:: Source excerpt ::
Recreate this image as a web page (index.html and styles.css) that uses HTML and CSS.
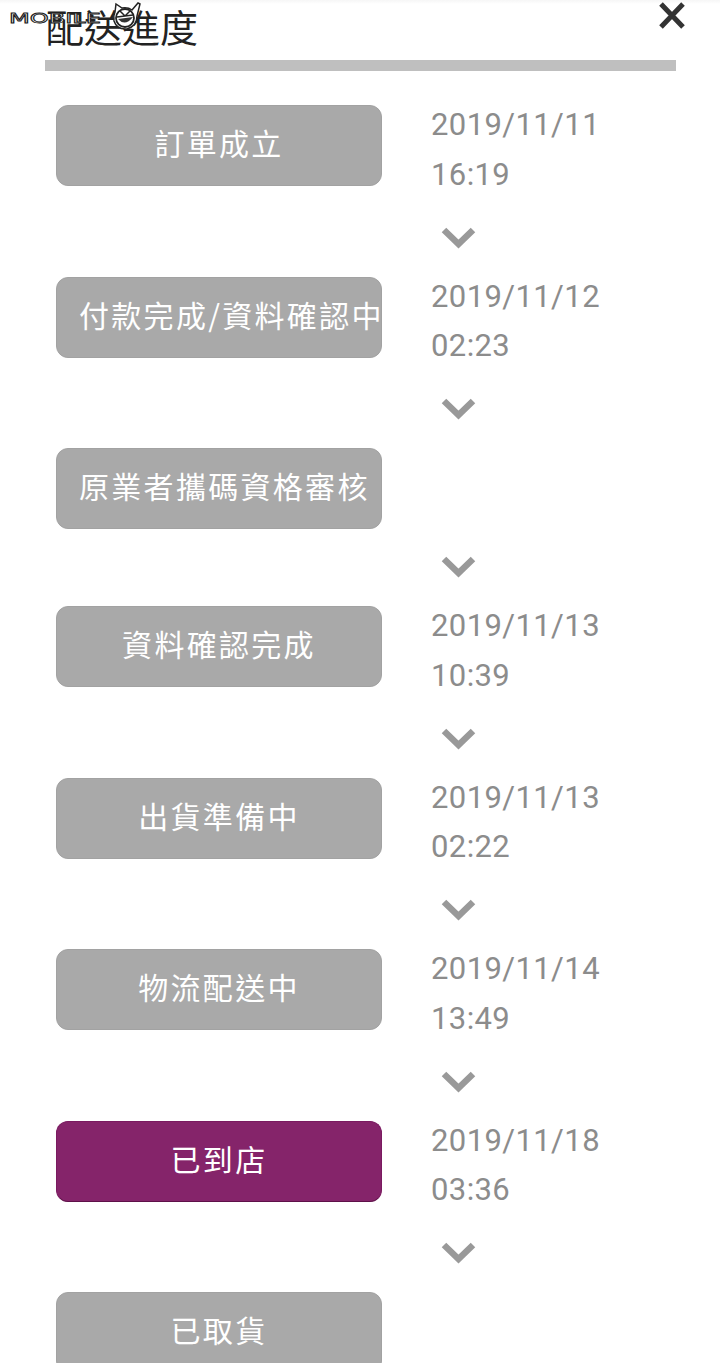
FILE: index.html
```html
<!DOCTYPE html>
<html>
    <head>
        <meta charset="utf-8" />
        <title>配送進度</title>
        <link rel="stylesheet" href="styles.css">
    </head>
    <body>
        <div class="page">
            <header class="head">
                <h2>配送進度</h2>
                <svg class="close" width="28" height="28" viewBox="0 0 28 28">
                    <path d="M3 2 L25 25 M25 2 L3 25" stroke="#333" stroke-width="5"/>
                </svg>
            </header>
            <div class="steps">
                <div class="step">
                    <div class="btn">訂單成立</div>
                    <div class="time">2019/11/11<br>16:19</div>
                </div>
                <div class="arrow"><svg width="35" height="22" viewBox="0 0 35 22"><path d="M3 3 L17.5 17 L32 3" /></svg></div>
                <div class="step">
                    <div class="btn">付款完成/資料確認中</div>
                    <div class="time">2019/11/12<br>02:23</div>
                </div>
                <div class="arrow"><svg width="35" height="22" viewBox="0 0 35 22"><path d="M3 3 L17.5 17 L32 3" /></svg></div>
                <div class="step">
                    <div class="btn">原業者攜碼資格審核</div>
                </div>
                <div class="arrow"><svg width="35" height="22" viewBox="0 0 35 22"><path d="M3 3 L17.5 17 L32 3" /></svg></div>
                <div class="step">
                    <div class="btn">資料確認完成</div>
                    <div class="time">2019/11/13<br>10:39</div>
                </div>
                <div class="arrow"><svg width="35" height="22" viewBox="0 0 35 22"><path d="M3 3 L17.5 17 L32 3" /></svg></div>
                <div class="step">
                    <div class="btn">出貨準備中</div>
                    <div class="time">2019/11/13<br>02:22</div>
                </div>
                <div class="arrow"><svg width="35" height="22" viewBox="0 0 35 22"><path d="M3 3 L17.5 17 L32 3" /></svg></div>
                <div class="step">
                    <div class="btn">物流配送中</div>
                    <div class="time">2019/11/14<br>13:49</div>
                </div>
                <div class="arrow"><svg width="35" height="22" viewBox="0 0 35 22"><path d="M3 3 L17.5 17 L32 3" /></svg></div>
                <div class="step">
                    <div class="btn btn_on">已到店</div>
                    <div class="time">2019/11/18<br>03:36</div>
                </div>
                <div class="arrow"><svg width="35" height="22" viewBox="0 0 35 22"><path d="M3 3 L17.5 17 L32 3" /></svg></div>
                <div class="step">
                    <div class="btn">已取貨</div>
                </div>
            </div>
        </div>
        <!--左上角浮水印，蓋在標題上面-->
        <div class="mark">
            <span class="mark_text">MOBILE</span>
            <svg class="mark_logo" width="32" height="30" viewBox="0 0 32 30">
                <path d="M5 10 L6 2 L12 6 Q18 5 22 8 L28 1 L30 2 L27 14 Q27 24 17 27 Q7 28 4 19 Q3 14 5 10 Z" fill="#fff" stroke="#222" stroke-width="1.5"/>
                <circle cx="15" cy="16" r="9" fill="#fff" stroke="#222" stroke-width="1.8"/>
                <path d="M7 15 L23 13 M15 14 L10 9 M15 14 L20 9" fill="none" stroke="#222" stroke-width="1.5"/>
                <path d="M8 17 Q15 25 23 15 Z" fill="#333"/>
            </svg>
        </div>
    </body>
</html>
```

FILE: styles.css
```css
html,body{
    margin:0;
    height:100%;
    overflow:hidden;
}
body{
    background:linear-gradient(#f6f6f6,#fff 4px);
    font-family:"Noto Sans CJK TC","Noto Sans",sans-serif;
}
.page{
    padding:0 44px 0 45px;
}
.head{
    height:60px;
    display:flex;
    justify-content:space-between;
    border-bottom:11px solid #bfbfbf;
}
.head h2{
    margin:0;
    padding:3px 0 0 1px;
    font-size:38px;
    line-height:46px;
    font-weight:400;
    color:#222;
}
.close{
    margin:2px -10px 0 0;
}
.steps{
    padding:29px 0 0 11px;
}
.step{
    display:flex;
    min-height:86px;
}
/*按鈕的字比框長時不換行，直接超出*/
.btn{
    box-sizing:border-box;
    width:326px;
    height:81px;
    margin-top:5px;
    padding:0 22px;
    flex-shrink:0;
    background:#a9a9a9;
    border:1px solid #a2a2a2;
    border-radius:12px;
    color:#fff;
    font-size:30px;
    line-height:73px;
    letter-spacing:2.3px;
    text-align:center;
    white-space:nowrap;
}
.btn_on{
    background:#85246a;
    border-color:#7a1a60;
    border-bottom-color:#5e1049;
}
.time{
    margin-left:49px;
    font-family:Roboto,"Noto Sans",sans-serif;
    font-size:31px;
    line-height:49.75px;
    letter-spacing:.4px;
    color:#8c8c8c;
}
.arrow{
    height:72px;
    padding-left:385px;
    display:flex;
    align-items:center;
    box-sizing:border-box;
}
.arrow svg{
    margin-top:4px;
}
.arrow path{
    fill:none;
    stroke:#999;
    stroke-width:6.5;
}
.mark{
    position:absolute;
    left:9px;
    top:2px;
    display:flex;
    align-items:flex-start;
}
.mark_text{
    display:block;
    width:101px;
    margin-top:6px;
    font-family:"DejaVu Sans",sans-serif;
    font-size:14px;
    line-height:20px;
    color:#fff;
    -webkit-text-stroke:.8px #222;
    transform:scaleX(1.72);
    transform-origin:left center;
}
.mark_logo{
    margin-top:0;
}
```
:::
Keep the pictures out of the copy and write out the data exactly as it stands.

### Answer to this problem
Recreate this image as a web page (index.html and styles.css) that uses HTML and CSS.
FILE: index.html
```html
<!DOCTYPE html>
<html>
    <head>
        <meta charset="utf-8" />
        <title>配送進度</title>
        <link rel="stylesheet" href="styles.css">
    </head>
    <body>
        <div class="page">
            <header class="head">
                <h2>配送進度</h2>
                <svg class="close" width="28" height="28" viewBox="0 0 28 28">
                    <path d="M3 2 L25 25 M25 2 L3 25" stroke="#333" stroke-width="5"/>
                </svg>
            </header>
            <div class="steps">
                <div class="step">
                    <div class="btn">訂單成立</div>
                    <div class="time">2019/11/11<br>16:19</div>
                </div>
                <div class="arrow"><svg width="35" height="22" viewBox="0 0 35 22"><path d="M3 3 L17.5 17 L32 3" /></svg></div>
                <div class="step">
                    <div class="btn">付款完成/資料確認中</div>
                    <div class="time">2019/11/12<br>02:23</div>
                </div>
                <div class="arrow"><svg width="35" height="22" viewBox="0 0 35 22"><path d="M3 3 L17.5 17 L32 3" /></svg></div>
                <div class="step">
                    <div class="btn">原業者攜碼資格審核</div>
                </div>
                <div class="arrow"><svg width="35" height="22" viewBox="0 0 35 22"><path d="M3 3 L17.5 17 L32 3" /></svg></div>
                <div class="step">
                    <div class="btn">資料確認完成</div>
                    <div class="time">2019/11/13<br>10:39</div>
                </div>
                <div class="arrow"><svg width="35" height="22" viewBox="0 0 35 22"><path d="M3 3 L17.5 17 L32 3" /></svg></div>
                <div class="step">
                    <div class="btn">出貨準備中</div>
                    <div class="time">2019/11/13<br>02:22</div>
                </div>
                <div class="arrow"><svg width="35" height="22" viewBox="0 0 35 22"><path d="M3 3 L17.5 17 L32 3" /></svg></div>
                <div class="step">
                    <div class="btn">物流配送中</div>
                    <div class="time">2019/11/14<br>13:49</div>
                </div>
                <div class="arrow"><svg width="35" height="22" viewBox="0 0 35 22"><path d="M3 3 L17.5 17 L32 3" /></svg></div>
                <div class="step">
                    <div class="btn btn_on">已到店</div>
                    <div class="time">2019/11/18<br>03:36</div>
                </div>
                <div class="arrow"><svg width="35" height="22" viewBox="0 0 35 22"><path d="M3 3 L17.5 17 L32 3" /></svg></div>
                <div class="step">
                    <div class="btn">已取貨</div>
                </div>
            </div>
        </div>
        <!--左上角浮水印，蓋在標題上面-->
        <div class="mark">
            <span class="mark_text">MOBILE</span>
            <svg class="mark_logo" width="32" height="30" viewBox="0 0 32 30">
                <path d="M5 10 L6 2 L12 6 Q18 5 22 8 L28 1 L30 2 L27 14 Q27 24 17 27 Q7 28 4 19 Q3 14 5 10 Z" fill="#fff" stroke="#222" stroke-width="1.5"/>
                <circle cx="15" cy="16" r="9" fill="#fff" stroke="#222" stroke-width="1.8"/>
                <path d="M7 15 L23 13 M15 14 L10 9 M15 14 L20 9" fill="none" stroke="#222" stroke-width="1.5"/>
                <path d="M8 17 Q15 25 23 15 Z" fill="#333"/>
            </svg>
        </div>
    </body>
</html>
```

FILE: styles.css
```css
html,body{
    margin:0;
    height:100%;
    overflow:hidden;
}
body{
    background:linear-gradient(#f6f6f6,#fff 4px);
    font-family:"Noto Sans CJK TC","Noto Sans",sans-serif;
}
.page{
    padding:0 44px 0 45px;
}
.head{
    height:60px;
    display:flex;
    justify-content:space-between;
    border-bottom:11px solid #bfbfbf;
}
.head h2{
    margin:0;
    padding:3px 0 0 1px;
    font-size:38px;
    line-height:46px;
    font-weight:400;
    color:#222;
}
.close{
    margin:2px -10px 0 0;
}
.steps{
    padding:29px 0 0 11px;
}
.step{
    display:flex;
    min-height:86px;
}
/*按鈕的字比框長時不換行，直接超出*/
.btn{
    box-sizing:border-box;
    width:326px;
    height:81px;
    margin-top:5px;
    padding:0 22px;
    flex-shrink:0;
    background:#a9a9a9;
    border:1px solid #a2a2a2;
    border-radius:12px;
    color:#fff;
    font-size:30px;
    line-height:73px;
    letter-spacing:2.3px;
    text-align:center;
    white-space:nowrap;
}
.btn_on{
    background:#85246a;
    border-color:#7a1a60;
    border-bottom-color:#5e1049;
}
.time{
    margin-left:49px;
    font-family:Roboto,"Noto Sans",sans-serif;
    font-size:31px;
    line-height:49.75px;
    letter-spacing:.4px;
    color:#8c8c8c;
}
.arrow{
    height:72px;
    padding-left:385px;
    display:flex;
    align-items:center;
    box-sizing:border-box;
}
.arrow svg{
    margin-top:4px;
}
.arrow path{
    fill:none;
    stroke:#999;
    stroke-width:6.5;
}
.mark{
    position:absolute;
    left:9px;
    top:2px;
    display:flex;
    align-items:flex-start;
}
.mark_text{
    display:block;
    width:101px;
    margin-top:6px;
    font-family:"DejaVu Sans",sans-serif;
    font-size:14px;
    line-height:20px;
    color:#fff;
    -webkit-text-stroke:.8px #222;
    transform:scaleX(1.72);
    transform-origin:left center;
}
.mark_logo{
    margin-top:0;
}
```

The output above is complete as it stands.